WORK TO DO:
Work out how many lines have "React" in them. Give only that number.

COLLECTED DATA:
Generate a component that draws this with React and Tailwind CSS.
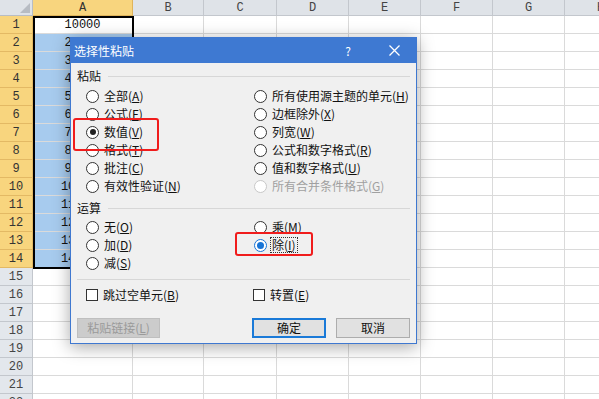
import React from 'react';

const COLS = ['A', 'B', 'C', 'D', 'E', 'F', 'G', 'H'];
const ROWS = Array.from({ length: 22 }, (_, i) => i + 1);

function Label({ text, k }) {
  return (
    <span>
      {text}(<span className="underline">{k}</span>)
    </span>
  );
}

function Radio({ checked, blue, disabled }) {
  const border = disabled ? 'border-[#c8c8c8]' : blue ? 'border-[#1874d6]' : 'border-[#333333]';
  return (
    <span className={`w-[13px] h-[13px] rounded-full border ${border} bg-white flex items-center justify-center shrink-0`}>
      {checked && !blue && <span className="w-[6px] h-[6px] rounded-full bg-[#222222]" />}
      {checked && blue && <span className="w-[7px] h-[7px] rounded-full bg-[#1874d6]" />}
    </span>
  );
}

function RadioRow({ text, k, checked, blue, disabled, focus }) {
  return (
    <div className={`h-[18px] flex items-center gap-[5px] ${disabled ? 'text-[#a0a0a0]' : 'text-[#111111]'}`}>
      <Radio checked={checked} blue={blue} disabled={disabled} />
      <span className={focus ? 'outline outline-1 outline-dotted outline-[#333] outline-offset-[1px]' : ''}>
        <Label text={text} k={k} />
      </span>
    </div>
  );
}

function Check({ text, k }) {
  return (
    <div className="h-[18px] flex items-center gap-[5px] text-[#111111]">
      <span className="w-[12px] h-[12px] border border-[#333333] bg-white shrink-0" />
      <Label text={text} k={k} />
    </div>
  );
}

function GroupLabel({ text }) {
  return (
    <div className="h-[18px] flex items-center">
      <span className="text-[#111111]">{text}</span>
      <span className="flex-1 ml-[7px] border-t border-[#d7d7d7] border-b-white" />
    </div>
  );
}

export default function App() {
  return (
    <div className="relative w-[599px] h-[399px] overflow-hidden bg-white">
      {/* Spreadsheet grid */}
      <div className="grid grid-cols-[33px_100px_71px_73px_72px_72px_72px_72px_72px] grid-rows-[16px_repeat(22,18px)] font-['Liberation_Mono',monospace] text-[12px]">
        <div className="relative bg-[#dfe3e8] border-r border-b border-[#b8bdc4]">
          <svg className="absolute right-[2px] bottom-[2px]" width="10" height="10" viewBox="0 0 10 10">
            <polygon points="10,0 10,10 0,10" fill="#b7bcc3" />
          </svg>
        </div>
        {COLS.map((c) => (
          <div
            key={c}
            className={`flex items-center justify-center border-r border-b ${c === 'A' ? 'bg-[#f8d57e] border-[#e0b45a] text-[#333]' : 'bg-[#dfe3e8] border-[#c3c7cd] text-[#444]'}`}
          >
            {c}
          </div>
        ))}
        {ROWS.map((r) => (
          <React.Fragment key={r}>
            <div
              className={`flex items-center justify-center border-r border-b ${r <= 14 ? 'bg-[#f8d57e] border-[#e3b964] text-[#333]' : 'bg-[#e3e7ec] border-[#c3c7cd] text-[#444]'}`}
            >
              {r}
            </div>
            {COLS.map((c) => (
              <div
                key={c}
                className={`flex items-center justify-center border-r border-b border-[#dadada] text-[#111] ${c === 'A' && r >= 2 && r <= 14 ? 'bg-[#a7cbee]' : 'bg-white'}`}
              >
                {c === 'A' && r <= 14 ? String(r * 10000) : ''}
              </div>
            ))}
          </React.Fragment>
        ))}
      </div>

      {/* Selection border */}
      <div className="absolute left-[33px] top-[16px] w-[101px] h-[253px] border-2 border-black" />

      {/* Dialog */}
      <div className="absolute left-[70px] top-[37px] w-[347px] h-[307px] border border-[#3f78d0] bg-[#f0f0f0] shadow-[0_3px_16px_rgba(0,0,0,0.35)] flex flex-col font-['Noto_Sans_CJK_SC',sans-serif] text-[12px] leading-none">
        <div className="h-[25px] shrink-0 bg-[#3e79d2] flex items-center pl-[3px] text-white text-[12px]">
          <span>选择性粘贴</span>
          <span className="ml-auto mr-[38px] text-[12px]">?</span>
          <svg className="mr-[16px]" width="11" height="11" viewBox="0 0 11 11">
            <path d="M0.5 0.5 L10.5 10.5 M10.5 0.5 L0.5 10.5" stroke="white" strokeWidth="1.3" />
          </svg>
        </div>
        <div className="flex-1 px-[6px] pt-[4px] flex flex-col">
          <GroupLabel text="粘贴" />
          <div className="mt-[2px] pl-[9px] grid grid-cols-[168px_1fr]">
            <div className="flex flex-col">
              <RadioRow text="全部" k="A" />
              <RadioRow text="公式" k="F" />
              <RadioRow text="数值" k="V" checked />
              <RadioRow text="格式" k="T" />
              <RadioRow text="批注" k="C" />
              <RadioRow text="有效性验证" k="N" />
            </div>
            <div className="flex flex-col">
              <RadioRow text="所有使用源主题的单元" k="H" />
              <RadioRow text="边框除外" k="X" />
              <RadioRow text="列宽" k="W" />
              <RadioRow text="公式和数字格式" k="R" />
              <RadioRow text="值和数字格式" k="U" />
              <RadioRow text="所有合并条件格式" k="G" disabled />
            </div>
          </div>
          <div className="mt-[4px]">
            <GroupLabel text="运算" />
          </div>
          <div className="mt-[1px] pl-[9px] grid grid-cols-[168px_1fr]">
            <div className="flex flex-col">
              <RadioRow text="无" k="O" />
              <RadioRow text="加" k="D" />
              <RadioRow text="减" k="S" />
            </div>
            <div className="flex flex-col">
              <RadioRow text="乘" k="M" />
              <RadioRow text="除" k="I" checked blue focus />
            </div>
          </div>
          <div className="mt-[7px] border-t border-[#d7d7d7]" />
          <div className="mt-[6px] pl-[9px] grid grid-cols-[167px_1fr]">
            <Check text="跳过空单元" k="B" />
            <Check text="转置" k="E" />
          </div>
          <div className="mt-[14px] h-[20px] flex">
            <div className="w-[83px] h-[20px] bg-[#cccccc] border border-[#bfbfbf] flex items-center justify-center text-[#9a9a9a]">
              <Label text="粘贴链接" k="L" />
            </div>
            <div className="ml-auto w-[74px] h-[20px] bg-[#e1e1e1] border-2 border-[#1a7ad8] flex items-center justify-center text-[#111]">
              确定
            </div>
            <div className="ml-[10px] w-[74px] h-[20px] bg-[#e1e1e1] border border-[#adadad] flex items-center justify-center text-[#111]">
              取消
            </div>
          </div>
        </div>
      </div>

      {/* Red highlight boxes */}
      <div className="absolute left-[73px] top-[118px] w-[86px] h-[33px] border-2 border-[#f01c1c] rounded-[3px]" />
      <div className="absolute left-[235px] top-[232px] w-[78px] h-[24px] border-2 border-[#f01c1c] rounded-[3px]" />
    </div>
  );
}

FULL ANSWER:
4